Rory McIlroy first of all banished his Friday demons, his second round every bit as good as his brilliant opener. After that he continued to play sublime golf, and on Sunday evening the young man from Co Down was crowned British Open champion, the fourth Irishman to take what is arguably the sport’s greatest accolade.
Fred Daly was first from this country on to the honours list in the late 1940s, and was followed by Padraig Harrington, who, after winning at Carnoustie in 2007, came back 12 months later and scored again, this time at Royal Birkdale. Darren Clarke’s highly emotional win came at Royal St George’s three years ago.
Going into this year’s tournament, McIlroy had this penchant for failing to put two good early round scores together hanging over him. It had happened to him a number of times this season, and when he carded a 66 last Thursday, the big question was how would he fare out the following.
Grand, thank-you-very-much.

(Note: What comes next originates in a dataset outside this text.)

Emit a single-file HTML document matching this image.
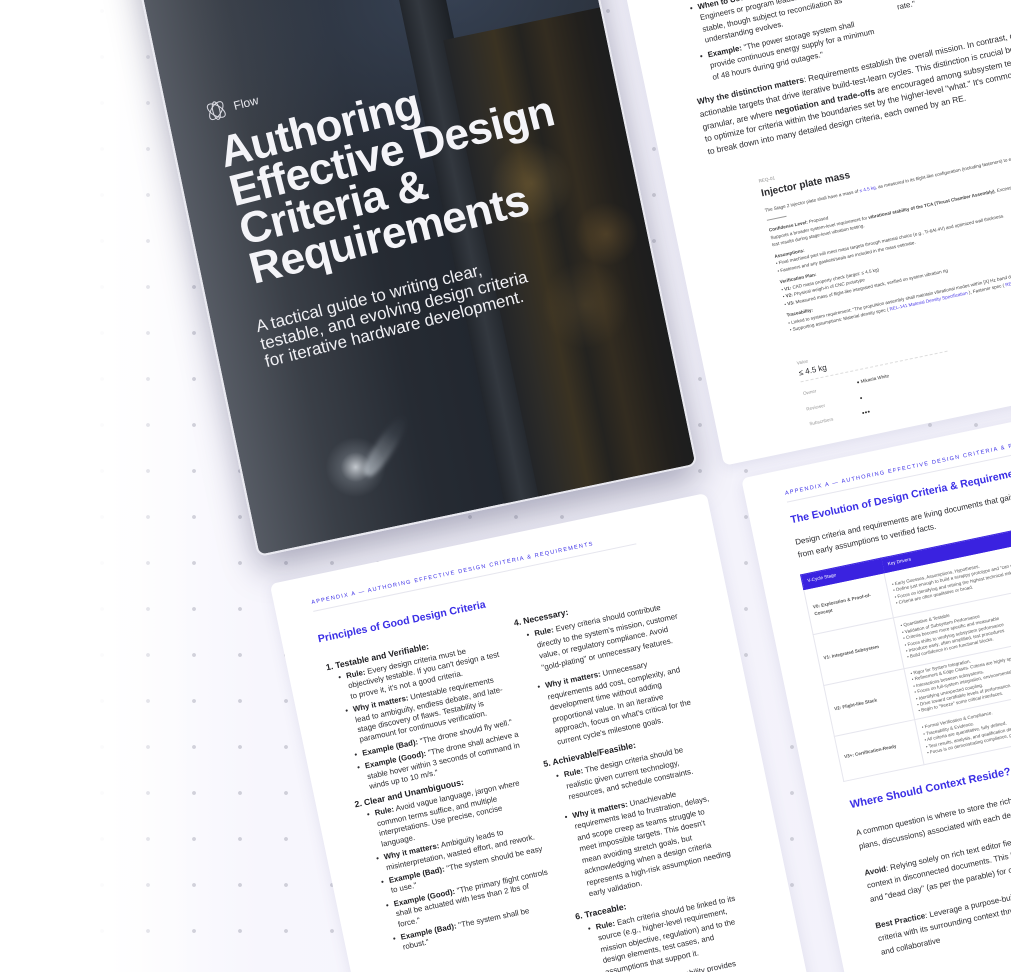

Another 66 and after that a fine Saturday score to put him four strokes clear with one round remaining. There was only a slight wobble on the last 18; after playing his final shot, he was comfortably ahead, the winner of a third Major following his triumphs in the 2011 US Open and the 2012 US PGA.
McIlroy was earmarked for success from an early age, his precocity in the amateur ranks winning him rave reviews. But it’s one thing being tipped for the top, quite another getting there. That there’s more to come is beyond question; but getting the odds his father traded at a decade ago is most unlikely, regardless of what the young man aims for.
Inside Track got a good run for its money, an each-way punt of second-placed Rickie Fowler (40/1) and Adam Scott (16/1), who finished fifth, yielding a modest return. Third selection, Dustin Johnston (40/1) was also heading for a place until putting in a wild drive on the second-last hole.